Wednesday, July 28, 2004

BOOKS: Monstrous Regiment, The Wee Free Men

Have you ever been reading a book, and enjoying it a great deal, but then, when you set it down one night, you feel absolutely no desire to pick it up again the next day?

That's happened to me with Lolita, which thankfully I eventually forced myself to pick up again and finish, and Infinite Jest, which maybe someday before I die I might get back into. But I never thought it would happen to me with Terry Pratchett's Discworld, the most entertaining series of books I've ever read. Especially not two books back-to-back.

The first was Monstrous Regiment, what you might call a proper entry in the series, about a woman who disguises herself as a man to join the army, and discovers that she's not the only one to do so. It was very funny, with even more than the usual complement of colorful characters (a troll, a vampire, a zombie, a werewolf, an Igor), and a bevy of satisfying confrontations and resolutions, and it featured Commander Vimes, perhaps my favorite recurring character in the Discworld universe. And yet, somehow, I set the book down and didn't pick it up again for months.

The second was The Wee Free Men, which I bought the week it came out, in April 2003, and just finished tonight. The delay in finishing is all the more embarrassing when you consider this is the second of Pratchett's Discworld books for children. It took me fifteen months to finish a children's book.

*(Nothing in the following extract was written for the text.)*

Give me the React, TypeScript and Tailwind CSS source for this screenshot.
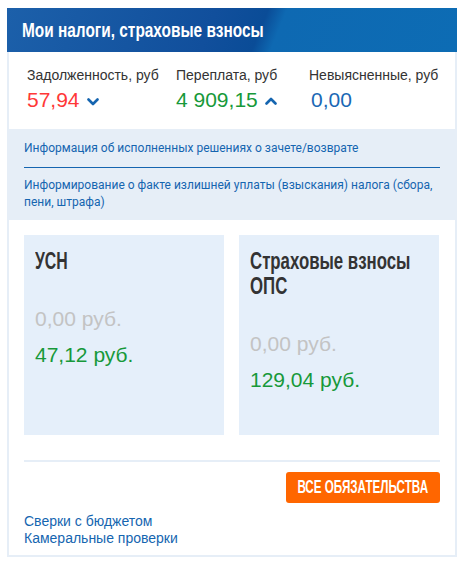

Not that I spent fifteen months reading it. It took about a week, with a fifteen-month pause in the middle. I can't explain why, but again, I just set it down and couldn't pick it back up. It's a fun book, about a young girl, Tiffany, a witch-in-the-making whose brother is kidnapped by the Queen of the Fairies. She must rescue him with the help of the Wee Free Men -- the pixies, here called the "pictsies", tiny blue belligerent creatures who accept Tiffany as their leader. The pictsies are the most entertaining part of the book, with names like Rob Anybody and Daft Wullie and (my favorite) Not-as-big-as-Medium-Sized-Jock-but-bigger-than-Wee-Jock-Jock, and their thieving, drinking, fighting ways accented by their deep and sometimes unintelligible Scottish burr.

I love Terry Pratchett, and I love Discworld. I can't understand why I'm having such troubles finishing his books of late. Maybe it's because I've slowed down on all my reading; the internet's probably at least partly to blame for that. After spending an hour or two online (which I do most every day), I'm more inclined to want to rest my eyes than pick up a book. Also, I blame TiVo. Sweet, wonderful TiVo. You should see a list of the books I've started and not yet finished, or, worse, bought and never even opened.

There's a new Pratchett book out right now, A Hat Full of Sky, which is apparently the sequel to The Wee Free Men. I'll pick it up soon -- I have to; as slow a reader as I may be these days, and as many books as I have stockpiled, Pratchett is still a must-buy. I just hope I finish it sometime this year.